Statistics, however, can never tell the whole story and even if Chelsea didn’t lose 1-0 to Manchester City in November, Arsenal would always still have been the side who won the Premier League title undefeated first - Chelsea, in comparison, would’ve been an incredibly expensively-assembled imitation.

The Blues squad that lifted the title cost over £100million more, much of that difference being made in summer 2003 alone. Consequently, purists will argue Wenger’s side not only played the better football but also that he nurtured and developed it in the way a manager should over a sustained period of time. Buying success is part of the parcel of the Premier League nowadays, but back in 2004/05 Chelsea’s transfer policy was more than just frowned upon - it was one of the most divisive talking points in world football. There’s no question their imperious title win wouldn’t have been possible without the unprecedented investment Abramovich funded in the transfer market.

But opinions since then have changed dramatically and if we’re judging both teams by today’s standards, the cost of assembling them is very much a moot point - fans and critics only care how much was spent in the summer when the results struggle to justify it Wenger may well have gone about matters in the right way, but Abramovich and Mourinho’s methods weren’t exactly wrong either, albeit unheard of at the time.

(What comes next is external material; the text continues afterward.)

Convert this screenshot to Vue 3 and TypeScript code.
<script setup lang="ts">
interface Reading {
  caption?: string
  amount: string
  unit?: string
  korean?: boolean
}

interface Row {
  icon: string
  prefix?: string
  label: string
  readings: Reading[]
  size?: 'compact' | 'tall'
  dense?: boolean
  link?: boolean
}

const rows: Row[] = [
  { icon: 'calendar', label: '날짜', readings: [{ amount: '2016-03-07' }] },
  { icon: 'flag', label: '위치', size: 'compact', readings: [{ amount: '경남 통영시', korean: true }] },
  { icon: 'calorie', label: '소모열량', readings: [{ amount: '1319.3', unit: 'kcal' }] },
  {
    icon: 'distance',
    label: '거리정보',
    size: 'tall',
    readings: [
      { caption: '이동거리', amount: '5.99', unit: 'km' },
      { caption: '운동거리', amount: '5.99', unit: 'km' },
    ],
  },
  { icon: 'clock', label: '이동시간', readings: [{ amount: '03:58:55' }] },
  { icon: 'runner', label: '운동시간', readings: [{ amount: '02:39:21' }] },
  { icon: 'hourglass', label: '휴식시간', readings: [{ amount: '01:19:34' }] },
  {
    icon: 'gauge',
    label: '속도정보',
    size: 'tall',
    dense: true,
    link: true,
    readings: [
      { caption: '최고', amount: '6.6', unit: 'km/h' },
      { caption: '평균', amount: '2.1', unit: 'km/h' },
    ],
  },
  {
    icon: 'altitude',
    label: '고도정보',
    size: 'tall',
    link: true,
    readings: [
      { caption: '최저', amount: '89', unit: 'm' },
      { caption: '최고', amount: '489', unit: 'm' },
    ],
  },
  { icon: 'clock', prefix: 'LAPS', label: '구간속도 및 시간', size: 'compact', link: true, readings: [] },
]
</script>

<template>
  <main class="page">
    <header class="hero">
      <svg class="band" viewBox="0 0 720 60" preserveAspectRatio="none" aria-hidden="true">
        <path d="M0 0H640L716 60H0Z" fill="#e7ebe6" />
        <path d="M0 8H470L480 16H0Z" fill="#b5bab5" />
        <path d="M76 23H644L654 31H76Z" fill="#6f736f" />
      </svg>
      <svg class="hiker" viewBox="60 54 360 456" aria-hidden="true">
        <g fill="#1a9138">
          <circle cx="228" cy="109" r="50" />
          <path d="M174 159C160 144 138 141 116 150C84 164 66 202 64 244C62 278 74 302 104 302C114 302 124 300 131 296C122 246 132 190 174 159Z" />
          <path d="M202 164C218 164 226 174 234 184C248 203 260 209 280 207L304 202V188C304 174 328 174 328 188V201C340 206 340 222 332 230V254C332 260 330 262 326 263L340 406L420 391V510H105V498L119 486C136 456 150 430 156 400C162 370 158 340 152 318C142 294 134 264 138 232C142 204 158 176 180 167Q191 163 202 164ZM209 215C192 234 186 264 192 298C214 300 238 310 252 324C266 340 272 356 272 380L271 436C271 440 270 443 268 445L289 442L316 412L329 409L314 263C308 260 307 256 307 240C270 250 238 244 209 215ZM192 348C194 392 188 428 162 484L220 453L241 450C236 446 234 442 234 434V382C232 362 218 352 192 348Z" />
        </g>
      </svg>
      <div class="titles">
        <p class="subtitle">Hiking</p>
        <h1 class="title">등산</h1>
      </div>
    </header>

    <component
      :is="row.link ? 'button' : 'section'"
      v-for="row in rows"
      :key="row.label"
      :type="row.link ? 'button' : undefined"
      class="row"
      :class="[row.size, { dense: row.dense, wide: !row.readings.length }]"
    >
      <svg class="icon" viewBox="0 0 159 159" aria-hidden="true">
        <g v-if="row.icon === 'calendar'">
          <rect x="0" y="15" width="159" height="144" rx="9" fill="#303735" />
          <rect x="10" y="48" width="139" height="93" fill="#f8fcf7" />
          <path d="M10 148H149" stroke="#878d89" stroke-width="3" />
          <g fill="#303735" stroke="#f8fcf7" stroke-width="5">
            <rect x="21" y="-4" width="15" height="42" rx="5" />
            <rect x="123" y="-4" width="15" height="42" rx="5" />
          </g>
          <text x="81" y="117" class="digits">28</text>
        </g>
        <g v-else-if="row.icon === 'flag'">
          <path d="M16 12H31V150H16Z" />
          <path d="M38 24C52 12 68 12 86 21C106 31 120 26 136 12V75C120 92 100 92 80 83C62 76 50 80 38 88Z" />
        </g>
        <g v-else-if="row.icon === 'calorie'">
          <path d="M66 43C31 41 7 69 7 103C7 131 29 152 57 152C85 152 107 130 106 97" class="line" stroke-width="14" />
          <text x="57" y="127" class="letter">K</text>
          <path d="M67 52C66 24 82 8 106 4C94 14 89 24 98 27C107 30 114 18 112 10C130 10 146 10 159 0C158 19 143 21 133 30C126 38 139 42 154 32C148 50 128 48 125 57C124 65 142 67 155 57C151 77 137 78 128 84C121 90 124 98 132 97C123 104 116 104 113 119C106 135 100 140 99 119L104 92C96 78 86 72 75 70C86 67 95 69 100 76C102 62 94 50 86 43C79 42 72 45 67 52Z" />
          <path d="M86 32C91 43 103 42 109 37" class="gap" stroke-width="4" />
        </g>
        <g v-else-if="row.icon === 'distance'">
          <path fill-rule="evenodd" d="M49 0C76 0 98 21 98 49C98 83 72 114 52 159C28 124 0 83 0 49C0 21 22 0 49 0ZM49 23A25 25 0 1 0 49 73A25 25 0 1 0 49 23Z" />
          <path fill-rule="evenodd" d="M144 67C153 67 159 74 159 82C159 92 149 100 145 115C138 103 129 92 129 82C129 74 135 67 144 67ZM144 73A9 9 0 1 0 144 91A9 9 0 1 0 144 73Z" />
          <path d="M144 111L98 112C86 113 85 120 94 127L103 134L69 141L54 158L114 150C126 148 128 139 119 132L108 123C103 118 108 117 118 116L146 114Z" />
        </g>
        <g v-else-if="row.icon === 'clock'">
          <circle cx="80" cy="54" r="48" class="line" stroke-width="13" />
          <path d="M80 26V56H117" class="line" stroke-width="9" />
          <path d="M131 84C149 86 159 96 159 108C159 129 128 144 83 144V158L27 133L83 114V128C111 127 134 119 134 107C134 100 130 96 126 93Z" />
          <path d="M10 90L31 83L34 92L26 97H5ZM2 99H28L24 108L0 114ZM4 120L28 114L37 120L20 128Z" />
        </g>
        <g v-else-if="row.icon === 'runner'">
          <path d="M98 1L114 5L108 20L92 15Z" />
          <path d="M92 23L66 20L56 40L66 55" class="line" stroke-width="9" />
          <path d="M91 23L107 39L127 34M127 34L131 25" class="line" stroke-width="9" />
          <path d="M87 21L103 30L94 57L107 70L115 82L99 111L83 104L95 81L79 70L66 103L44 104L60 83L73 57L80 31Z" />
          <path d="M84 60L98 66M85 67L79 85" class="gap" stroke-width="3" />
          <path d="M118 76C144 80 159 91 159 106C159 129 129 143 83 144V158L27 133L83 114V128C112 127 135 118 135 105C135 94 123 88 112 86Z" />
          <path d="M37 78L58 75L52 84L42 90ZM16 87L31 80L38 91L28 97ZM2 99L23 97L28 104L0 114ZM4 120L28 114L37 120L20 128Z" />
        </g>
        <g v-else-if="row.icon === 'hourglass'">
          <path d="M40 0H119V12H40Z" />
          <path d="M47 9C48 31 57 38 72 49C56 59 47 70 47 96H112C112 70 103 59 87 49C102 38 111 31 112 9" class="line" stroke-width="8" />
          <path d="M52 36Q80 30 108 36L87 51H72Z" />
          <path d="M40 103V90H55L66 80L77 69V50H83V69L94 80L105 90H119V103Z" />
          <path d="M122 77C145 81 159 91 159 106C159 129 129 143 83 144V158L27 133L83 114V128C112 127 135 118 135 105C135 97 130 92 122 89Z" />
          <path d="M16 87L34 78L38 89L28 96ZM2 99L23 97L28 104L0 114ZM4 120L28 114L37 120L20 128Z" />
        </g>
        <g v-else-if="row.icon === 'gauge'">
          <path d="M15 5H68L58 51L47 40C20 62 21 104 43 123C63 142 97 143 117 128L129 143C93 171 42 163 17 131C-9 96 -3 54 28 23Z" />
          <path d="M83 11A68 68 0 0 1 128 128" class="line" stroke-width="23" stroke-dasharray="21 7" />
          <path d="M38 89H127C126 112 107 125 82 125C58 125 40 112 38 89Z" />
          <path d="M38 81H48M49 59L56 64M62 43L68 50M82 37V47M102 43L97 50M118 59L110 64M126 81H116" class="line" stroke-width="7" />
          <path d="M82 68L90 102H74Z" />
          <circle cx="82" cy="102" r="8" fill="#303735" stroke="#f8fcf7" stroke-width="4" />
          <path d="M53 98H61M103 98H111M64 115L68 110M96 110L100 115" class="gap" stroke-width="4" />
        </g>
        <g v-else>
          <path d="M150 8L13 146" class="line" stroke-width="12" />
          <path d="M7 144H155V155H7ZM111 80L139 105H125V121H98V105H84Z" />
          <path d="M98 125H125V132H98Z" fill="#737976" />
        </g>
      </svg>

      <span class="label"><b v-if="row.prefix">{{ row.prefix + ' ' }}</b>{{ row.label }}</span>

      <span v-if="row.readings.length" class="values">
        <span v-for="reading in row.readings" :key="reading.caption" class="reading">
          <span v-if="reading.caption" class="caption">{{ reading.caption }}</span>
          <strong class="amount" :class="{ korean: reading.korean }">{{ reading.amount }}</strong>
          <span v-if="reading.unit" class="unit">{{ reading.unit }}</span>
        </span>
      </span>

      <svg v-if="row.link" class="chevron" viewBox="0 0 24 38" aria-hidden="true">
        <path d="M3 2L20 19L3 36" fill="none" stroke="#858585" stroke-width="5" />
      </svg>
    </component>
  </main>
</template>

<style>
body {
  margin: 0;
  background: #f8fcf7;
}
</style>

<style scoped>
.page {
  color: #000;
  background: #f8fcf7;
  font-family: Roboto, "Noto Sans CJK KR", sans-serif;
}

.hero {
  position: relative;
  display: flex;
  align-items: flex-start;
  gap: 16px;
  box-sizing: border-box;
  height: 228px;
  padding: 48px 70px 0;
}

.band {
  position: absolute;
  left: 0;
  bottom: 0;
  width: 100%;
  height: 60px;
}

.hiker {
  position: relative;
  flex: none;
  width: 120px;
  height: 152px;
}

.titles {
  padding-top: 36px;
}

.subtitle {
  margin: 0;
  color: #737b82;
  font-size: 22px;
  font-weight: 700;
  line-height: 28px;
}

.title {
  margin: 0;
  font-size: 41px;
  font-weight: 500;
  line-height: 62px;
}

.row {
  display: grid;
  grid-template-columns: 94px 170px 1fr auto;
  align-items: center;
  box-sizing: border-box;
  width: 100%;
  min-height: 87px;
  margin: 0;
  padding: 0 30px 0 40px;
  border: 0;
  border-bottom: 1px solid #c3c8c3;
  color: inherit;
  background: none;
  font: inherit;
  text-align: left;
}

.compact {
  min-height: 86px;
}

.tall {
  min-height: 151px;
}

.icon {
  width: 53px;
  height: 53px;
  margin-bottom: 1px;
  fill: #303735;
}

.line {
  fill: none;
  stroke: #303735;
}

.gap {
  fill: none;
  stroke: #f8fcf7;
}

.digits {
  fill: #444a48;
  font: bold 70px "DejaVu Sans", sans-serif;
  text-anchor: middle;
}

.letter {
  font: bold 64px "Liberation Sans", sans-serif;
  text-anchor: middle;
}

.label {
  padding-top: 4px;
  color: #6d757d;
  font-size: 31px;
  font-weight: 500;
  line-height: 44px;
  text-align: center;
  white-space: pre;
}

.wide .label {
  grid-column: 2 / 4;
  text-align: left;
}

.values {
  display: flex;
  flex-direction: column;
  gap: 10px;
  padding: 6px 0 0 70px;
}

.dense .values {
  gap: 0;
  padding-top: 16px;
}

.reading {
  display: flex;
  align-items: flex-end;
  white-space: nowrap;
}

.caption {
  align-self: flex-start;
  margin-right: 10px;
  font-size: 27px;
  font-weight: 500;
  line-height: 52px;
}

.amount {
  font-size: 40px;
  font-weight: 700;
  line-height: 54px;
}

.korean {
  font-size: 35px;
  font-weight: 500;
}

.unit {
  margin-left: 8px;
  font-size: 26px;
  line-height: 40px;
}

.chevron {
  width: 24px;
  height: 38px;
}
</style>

Yet, the fact that’s being discussed as a key difference between the two sides shows how marginal the gap actually is - as much as the records themselves, we’re talking about style, idealism and means rather than substance and ends. And thus, this debate highlights the true beauty of football, especially in the Premier League; rather than stats, facts, wins, defeats and points on the board, it nearly always boils down to a matter of opinion.

So, who were the most dominant team in Premier League history? We’ll let you decide.